A priori la décision du pape de donner désormais le pallium aux archevêques en catimini, et de transférer la cérémonie publique dans les diocèses, n’attire pas tellement l’attention. Sinon, comme je l’ai dit, que le pape supprime un beau symbole, ce qui n’a rien d’étonnant puisqu’il ne sait pas ce que c’est.

Mais Luc Perrin, sur le Forum catholique, a mis le doigt sur ce qui est important :

Déplacer l'accent de Rome à l'Église locale, c'est très exactement la thèse du théologien de référence du pape, à savoir le cardinal Kasper : thèse à laquelle saint Jean-Paul II et le cardinal Ratzinger s'étaient opposés dans une controverse ecclésiologique majeure et publique au début des années 2000.

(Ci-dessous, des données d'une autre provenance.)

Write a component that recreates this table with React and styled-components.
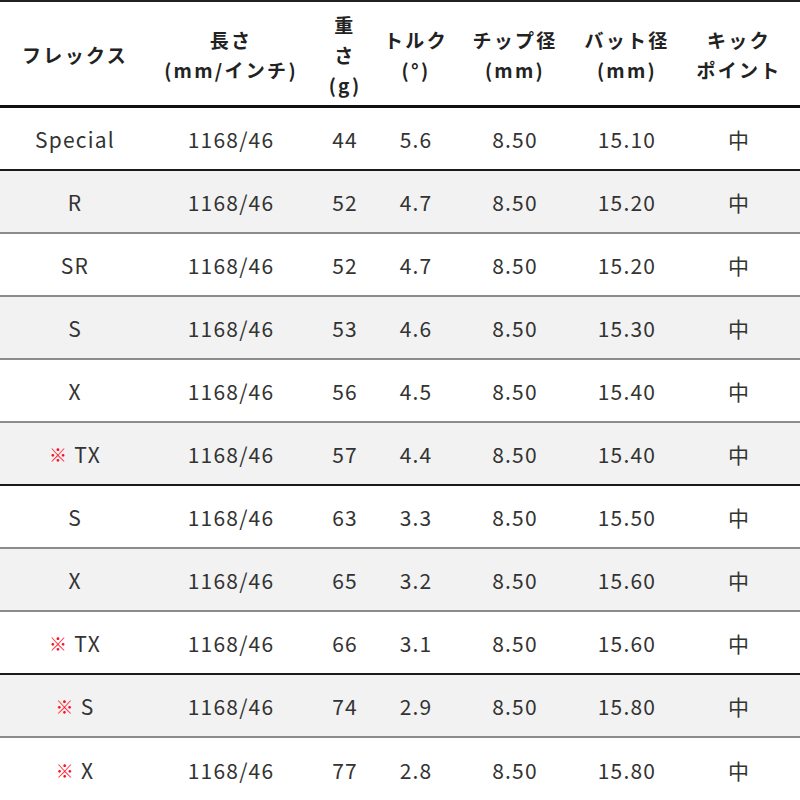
import styled, { createGlobalStyle } from "styled-components";

const GlobalStyle = createGlobalStyle`
  html, body {
    margin: 0;
    padding: 0;
    background: #ffffff;
  }
  body {
    font-family: "Noto Sans CJK JP", "Noto Sans", sans-serif;
  }
`;

const COLUMNS = "150px 162px 66px 76px 122px 102px 122px";

const Table = styled.div`
  width: 800px;
  border-top: 2px solid #222;
`;

const HeaderRow = styled.div`
  display: grid;
  grid-template-columns: ${COLUMNS};
  height: 106px;
  padding-top: 2px;
  box-sizing: border-box;
  border-bottom: 3px solid #111;
`;

const HeaderCell = styled.div`
  display: flex;
  flex-direction: column;
  align-items: center;
  justify-content: center;
  font-size: 19px;
  font-weight: 700;
  line-height: 30px;
  letter-spacing: 2.3px;
  color: #222;
  text-align: center;
  white-space: nowrap;
`;

const Row = styled.div`
  display: grid;
  grid-template-columns: ${COLUMNS};
  height: 63px;
  box-sizing: border-box;
  background: ${(p) => (p.$shaded ? "#f2f2f2" : "#ffffff")};
  border-bottom: ${(p) => (p.$strong ? "2px solid #1a1a1a" : "2px solid #8c8c8c")};

  &:last-child {
    border-bottom: none;
  }
`;

const Cell = styled.div`
  display: flex;
  align-items: center;
  justify-content: center;
  font-size: 21px;
  letter-spacing: 1.2px;
  color: #333;
  white-space: nowrap;
`;

const Mark = styled.span`
  color: #ff0a1e;
  font-size: 18px;
  font-weight: 700;
  margin-right: 6px;
`;

const headers = [
  ["フレックス"],
  ["長さ", "(mm/インチ)"],
  ["重", "さ", "(g)"],
  ["トルク", "(°)"],
  ["チップ径", "(mm)"],
  ["バット径", "(mm)"],
  ["キック", "ポイント"],
];

const rows = [
  { flex: "Special", weight: 44, torque: "5.6", butt: "15.10", strong: true },
  { flex: "R", weight: 52, torque: "4.7", butt: "15.20" },
  { flex: "SR", weight: 52, torque: "4.7", butt: "15.20" },
  { flex: "S", weight: 53, torque: "4.6", butt: "15.30" },
  { flex: "X", weight: 56, torque: "4.5", butt: "15.40" },
  { flex: "TX", mark: true, weight: 57, torque: "4.4", butt: "15.40", strong: true },
  { flex: "S", weight: 63, torque: "3.3", butt: "15.50" },
  { flex: "X", weight: 65, torque: "3.2", butt: "15.60" },
  { flex: "TX", mark: true, weight: 66, torque: "3.1", butt: "15.60", strong: true },
  { flex: "S", mark: true, weight: 74, torque: "2.9", butt: "15.80" },
  { flex: "X", mark: true, weight: 77, torque: "2.8", butt: "15.80" },
];

export default function App() {
  return (
    <>
      <GlobalStyle />
      <Table>
        <HeaderRow>
          {headers.map((lines, i) => (
            <HeaderCell key={i}>
              {lines.map((line) => (
                <span key={line}>{line}</span>
              ))}
            </HeaderCell>
          ))}
        </HeaderRow>
        {rows.map((r, i) => (
          <Row key={i} $shaded={i % 2 === 1} $strong={r.strong}>
            <Cell>
              {r.mark && <Mark>※</Mark>}
              {r.flex}
            </Cell>
            <Cell>1168/46</Cell>
            <Cell>{r.weight}</Cell>
            <Cell>{r.torque}</Cell>
            <Cell>8.50</Cell>
            <Cell>{r.butt}</Cell>
            <Cell>中</Cell>
          </Row>
        ))}
      </Table>
    </>
  );
}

La controverse était née du document publié en 1992 par la congrégation pour la doctrine de la foi (présidée par le cardinal Ratzinger) intitulé Lettre aux évêques de l’Eglise catholique sur certains aspects de l’Eglise comprise comme communion. Le texte rappelait, face à certaines dérives postconciliaires (notamment à Walter Kasper qui n’était pas nommé), en s’appuyant sur les textes de Vatican II (Lumen gentium et Christus Dominus) ainsi que des pères, de Paul VI et de Jean-Paul II, que « l’Eglise une et unique » précède ontologiquement et chronologiquement les « Eglises particulières ».

En 1999, Walter Kasper publiait un livre où il reprenait une fois encore ses thèses. Le 27 février 2000, le cardinal Ratzinger, dans une conférence tenue en tant que préfet de la congrégation pour la doctrine de la foi, défendait le document de 1992 et condamnait explicitement la thèse inverse de Walter Kasper sur les Eglises particulières qui précèdent l’Eglise universelle.

L’année suivante, Walter Kasper publiait un grand article (en anglais et en allemand) pour répondre à Joseph Ratzinger, c’est-à-dire au gardien du dogme.

Il suffit de lire ce texte pour comprendre que le « débat » dont parle Kasper n’existe pas. Il s’agit de deux discours qui ne se situent pas du tout sur le même plan. Le cardinal Ratzinger parle d’abord de la révélation, de la théologie de l’Eglise mystère, corps du Christ. Le cardinal Kasper parle essentiellement de l’Eglise comme d’une réalité sociologique. De ce fait il ne voit qu’un jeu de pouvoir entre ce qu’il dit être l’Eglise universelle qui est pour lui le pape et la curie, et les Eglises locales, les diocèses, donc les évêques, qui sont brimés par Rome qui ne leur laisse prendre aucune initiative…

Le discours du cardinal Kasper est en fait politique. Il est significatif que lorsqu’il parle des évêques il parle de leur « pouvoir », et non de leur charge.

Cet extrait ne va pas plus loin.